The use of genetically modified organisms (GMO), proposed by scientists, business people and policy makers as a way to solve the future food crisis depends on high energy & technological input. Known risks include increased resistance of pests, the development of “superweeds” and the subsequent need for ever stronger doses of pesticides and herbicides. Other as yet unknown risks may become apparent, as research into these technologies and their side effects is in a very early stage. The ownership and access to GMOs is currently with a few exceptions kept exclusive to multinational corporations, although this does not necessarily need to be the case. As most currently developed GMOs are tied into the industrial mode of food production, they have limited use for achieving local food self-reliance.

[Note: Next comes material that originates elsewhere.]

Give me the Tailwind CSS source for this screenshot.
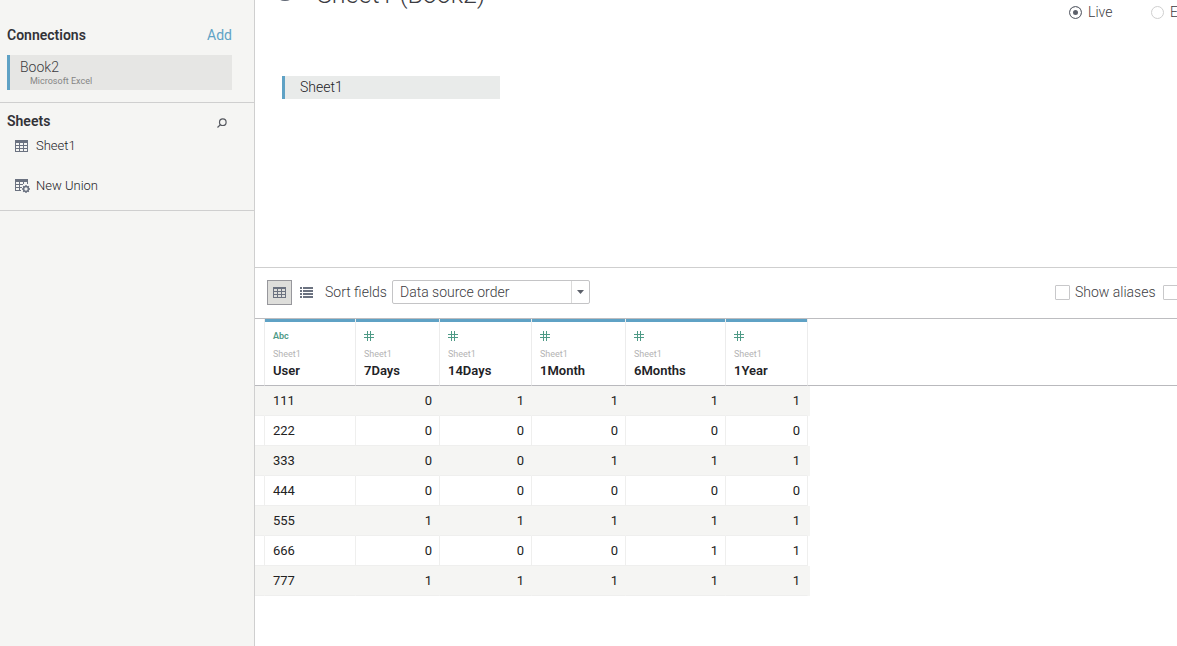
<!DOCTYPE html>
<html lang="en">
<head>
  <meta charset="UTF-8">
  <meta name="viewport" content="width=device-width, initial-scale=1.0">
  <title>Sheet1 (Book2)</title>
  <script src="https://cdn.jsdelivr.net/npm/@tailwindcss/browser@4"></script>
</head>
<body class="flex h-screen overflow-hidden bg-white font-['Roboto',sans-serif] text-[13px] leading-5 font-light text-[#222226]">

  <!-- Left pane -->
  <aside class="w-[255px] shrink-0 border-r border-[#cfcfcf] bg-[#f5f5f3]">
    <section class="border-b border-[#cfcfcf] pt-[25px] pb-3 pl-[7px] pr-[22px]">
      <div class="flex items-center justify-between">
        <h2 class="text-sm leading-5 font-semibold text-[#333338]">Connections</h2>
        <a href="#" class="text-sm leading-5 font-normal text-[#5fa2c5]">Add</a>
      </div>
      <button class="mt-[10px] block h-[35px] w-full border-l-[3px] border-[#5fa2c5] bg-[#e6e6e4] pb-[3px] pl-[10px] text-left text-[#3c3c40]">
        <span class="block text-sm leading-5">Book2</span>
        <span class="block pl-[10px] text-[9px] leading-[9px] font-normal text-[#858585]">Microsoft Excel</span>
      </button>
    </section>

    <section class="border-b border-[#cfcfcf] pt-2 pb-[14px] pl-[7px] pr-[27px]">
      <div class="flex items-center justify-between">
        <h2 class="text-sm leading-5 font-semibold text-[#333338]">Sheets</h2>
        <button aria-label="Search sheets" class="pt-1">
          <svg class="size-[10px]" viewBox="0 0 10 10" fill="none" stroke="#55585f" stroke-width="1.2">
            <circle cx="5.8" cy="4.2" r="3.3"/>
            <path d="M3.4 6.6L.5 9.5"/>
          </svg>
        </button>
      </div>
      <ul class="mt-[5px] space-y-5 pl-2">
        <li>
          <a href="#" class="flex items-center gap-[6px]">
            <svg class="h-3 w-[15px]" viewBox="0 0 15 12" fill="#6b7280" shape-rendering="crispEdges">
              <path d="M0 0h13v12H0zM1 3v2h3V3zM5 3v2h3V3zM9 3v2h3V3zM1 6v2h3V6zM5 6v2h3V6zM9 6v2h3V6zM1 9v2h3V9zM5 9v2h3V9zM9 9v2h3V9z" fill-rule="evenodd"/>
            </svg>
            Sheet1
          </a>
        </li>
        <li>
          <a href="#" class="flex items-center gap-[6px]">
            <svg class="h-[14px] w-[15px]" viewBox="0 0 15 14" fill="#6b7280">
              <path d="M0 0h13v5h-1V3H9v2H8V3H5v2h3v1H5v2h2v1H5v2h1v1H0zM1 3v2h3V3zM1 6v2h3V6zM1 9v2h3V9z" fill-rule="evenodd" shape-rendering="crispEdges"/>
              <circle cx="11" cy="10" r="2.4" fill="none" stroke="#6b7280" stroke-width="1.5"/>
              <path d="M11 6v1.5M11 12.500V14M7 10h1.500M13.500 10H15M8.200 7.200l1 1M12.800 11.800l1 1M8.200 12.800l1-1M12.800 8.200l1-1" stroke="#6b7280" stroke-width="1.3"/>
            </svg>
            New Union
          </a>
        </li>
      </ul>
    </section>
  </aside>

  <main class="min-w-0 flex-1 overflow-hidden">

    <!-- Canvas -->
    <section class="h-[268px] border-b border-[#cfcfcf]">
      <div class="flex h-[76px] justify-between">
        <div class="-mt-[21px] flex h-8 items-start pl-[22px] text-[#3c3c42]">
          <svg class="mt-[5px] mr-6 h-[17px] w-4" viewBox="0 0 16 17" fill="none" stroke="#5f6673" stroke-width="1.5">
            <ellipse cx="8" cy="3" rx="5" ry="2"/>
            <path d="M3 3v11c0 1.200 2.200 2.200 5 2.200s5-1 5-2.200V3"/>
          </svg>
          <h1 class="text-[25px] leading-8 whitespace-nowrap">Sheet1 (Book2)</h1>
        </div>
        <fieldset class="flex h-6 w-[108px] shrink-0 items-center text-sm leading-5 whitespace-nowrap text-[#3c3c42]">
          <label class="flex shrink-0 items-center gap-[6px]">
            <input type="radio" name="connection" checked class="size-[13px] appearance-none rounded-full border border-[#666a73] bg-[#5c606a] shadow-[inset_0_0_0_3px_white]">
            Live
          </label>
          <label class="ml-auto flex w-[26px] shrink-0 items-center gap-[6px]">
            <input type="radio" name="connection" class="size-[13px] shrink-0 appearance-none rounded-full border border-[#cfcfcf]">
            Extract
          </label>
        </fieldset>
      </div>
      <button class="ml-[27px] block h-[23px] w-[218px] border-l-[3px] border-[#5fa2c5] bg-[#e9ebea] pb-[2px] pl-[15px] text-left text-sm leading-5">Sheet1</button>
    </section>

    <!-- Grid toolbar -->
    <section class="flex h-[51px] items-center border-b border-[#bdbdc0] pb-[2px] pl-3 text-sm leading-5 whitespace-nowrap text-[#3c3c42]">
      <button aria-label="Preview data" class="flex size-[25px] items-center justify-center border border-[#97979c] bg-[#dededb]">
        <svg class="h-[11px] w-[13px]" viewBox="0 0 13 11" fill="#6b7280" shape-rendering="crispEdges">
          <path d="M0 0h13v11H0zM1 2v2h3V2zM5 2v2h3V2zM9 2v2h3V2zM1 5v2h3V5zM5 5v2h3V5zM9 5v2h3V5zM1 8v2h3V8zM5 8v2h3V8zM9 8v2h3V8z" fill-rule="evenodd"/>
        </svg>
      </button>
      <button aria-label="Manage metadata" class="ml-2">
        <svg class="h-[11px] w-[13px]" viewBox="0 0 13 11" fill="#6b7280" shape-rendering="crispEdges">
          <path d="M0 0h2v2H0zM3 0h10v2H3zM0 3h2v2H0zM3 3h10v2H3zM0 6h2v2H0zM3 6h10v2H3zM0 9h2v2H0zM3 9h10v2H3z"/>
        </svg>
      </button>
      <label for="sort" class="ml-3 w-[67px]">Sort fields</label>
      <div class="relative">
        <select id="sort" class="block h-6 w-[198px] appearance-none rounded-[2px] border border-[#c4c4c6] bg-white pl-[7px]">
          <option>Data source order</option>
          <option>A to Z ascending</option>
          <option>Z to A descending</option>
        </select>
        <span class="pointer-events-none absolute inset-y-px right-px flex w-[18px] items-center justify-center border-l border-[#dadada]">
          <svg class="h-1 w-[7px]" viewBox="0 0 7 4" fill="#5c606a"><path d="M0 0h7L3.500 4z"/></svg>
        </span>
      </div>
      <div class="ml-auto flex w-[122px] shrink-0 items-center">
        <label class="flex w-[108px] shrink-0 items-center gap-[5px]">
          <input type="checkbox" class="size-[15px] shrink-0 appearance-none rounded-[1px] border border-[#c8c8ca]">
          Show aliases
        </label>
        <label class="flex shrink-0 items-center gap-[5px]">
          <input type="checkbox" class="size-[15px] shrink-0 appearance-none rounded-[1px] border border-[#c8c8ca]">
          Show hidden fields
        </label>
      </div>
    </section>

    <!-- Data preview -->
    <table class="w-full table-fixed border-separate border-spacing-0">
      <colgroup>
        <col class="w-[10px]">
        <col class="w-[91px]">
        <col class="w-[84px]">
        <col class="w-[92px]">
        <col class="w-[94px]">
        <col class="w-[100px]">
        <col class="w-[82px]">
        <col class="w-[2px]">
        <col>
      </colgroup>
      <thead id="fields"></thead>
      <tbody id="rows"></tbody>
    </table>
  </main>

  <script>
    const fields = ["User", "7Days", "14Days", "1Month", "6Months", "1Year"];
    const data = [
      [111, 0, 1, 1, 1, 1],
      [222, 0, 0, 0, 0, 0],
      [333, 0, 0, 1, 1, 1],
      [444, 0, 0, 0, 0, 0],
      [555, 1, 1, 1, 1, 1],
      [666, 0, 0, 0, 1, 1],
      [777, 1, 1, 1, 1, 1]
    ];

    const hash = `<svg class="size-[10px]" viewBox="0 0 10 10" stroke="#4e9a86" shape-rendering="crispEdges"><path d="M3.5 0v10M6.500 0v10M0 3.500h10M0 6.500h10"/></svg>`;
    const abc = `<span class="text-[9px] font-semibold text-[#4e9a86]">Abc</span>`;

    const heads = fields.map((name, i) => `
      <th scope="col" class="h-[67px] border-r border-b border-r-[#ececec] border-b-[#b9b9bd] p-0 text-left align-top">
        <div class="h-[3px] bg-[#5fa2c5]"></div>
        <div class="pt-2 pl-2">
          <div class="flex h-3 items-center">${i === 0 ? abc : hash}</div>
          <div class="mt-[6px] text-[9px] leading-3 font-normal text-[#b4b4b4]">Sheet1</div>
          <div class="mt-px text-[13px] leading-5 font-semibold">${name}</div>
        </div>
      </th>`).join("");
    document.getElementById("fields").innerHTML = `
      <tr>
        <td class="border-r border-b border-r-[#ececec] border-b-[#b9b9bd]"></td>${heads}
        <td class="border-b border-[#b9b9bd]"></td>
        <td class="border-b border-[#b9b9bd]"></td>
      </tr>`;

    document.getElementById("rows").innerHTML = data.map((row, r) => {
      // odd rows are striped, column lines only show on the white ones
      const cell = r % 2 === 0 ? "bg-[#f5f5f3] border-r border-r-[#f5f5f3] border-b border-b-[#efefee]" : "border-r border-b border-[#efefee]";
      const cells = row.map((v, i) => `<td class="h-[30px] p-0 ${cell} ${i === 0 ? "pl-2 text-left" : "pr-[7px] text-right"}">${v}</td>`).join("");
      return `<tr class="font-normal text-[#222]"><td class="p-0 ${cell}"></td>${cells}<td class="p-0 ${r % 2 === 0 ? "bg-[#f5f5f3]" : ""}"></td><td></td></tr>`;
    }).join("");
  </script>
</body>
</html>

Synthetic food production seems the stuff of science fiction, but in fat the production of edible foodstuffs using cultures & GMO, in artificial environments is already practiced. It may be able to provide food from a small amount of land with relatively low resource use, although it also depends on high inputs of energy. It is a technology still in its infancy, with more research and development required to reveal its true potential and any side effects and risks.
Conclusion
All the above strategies have the added disadvantage that they have been around for a relatively short time, and we haven’t got much experience regarding their viability, efficiency and possible side effects. As James Lovelock points out, lead-in times for new technologies and approaches are around 40 years from first public appearances to widespread acceptance. In the current conditions and with climate change a reality we haven’t got this much time. We will have to take risks, and also think about short and medium term strategies to feed the people of this earth while developing long-term sustainable methods appropriate to a number of people below the as yet unknown carrying capacity of the future Earth. This may mean uncomfortable decisions and often choosing only the least bad option, but the alternative would be a catastrophic descent with successive collapses in social structures and populations, desperate fights over dwindling resources and the rapid consumption of easily accessible natural resources including famine foods, undermining the survival base for all but a small number of humans on this planet.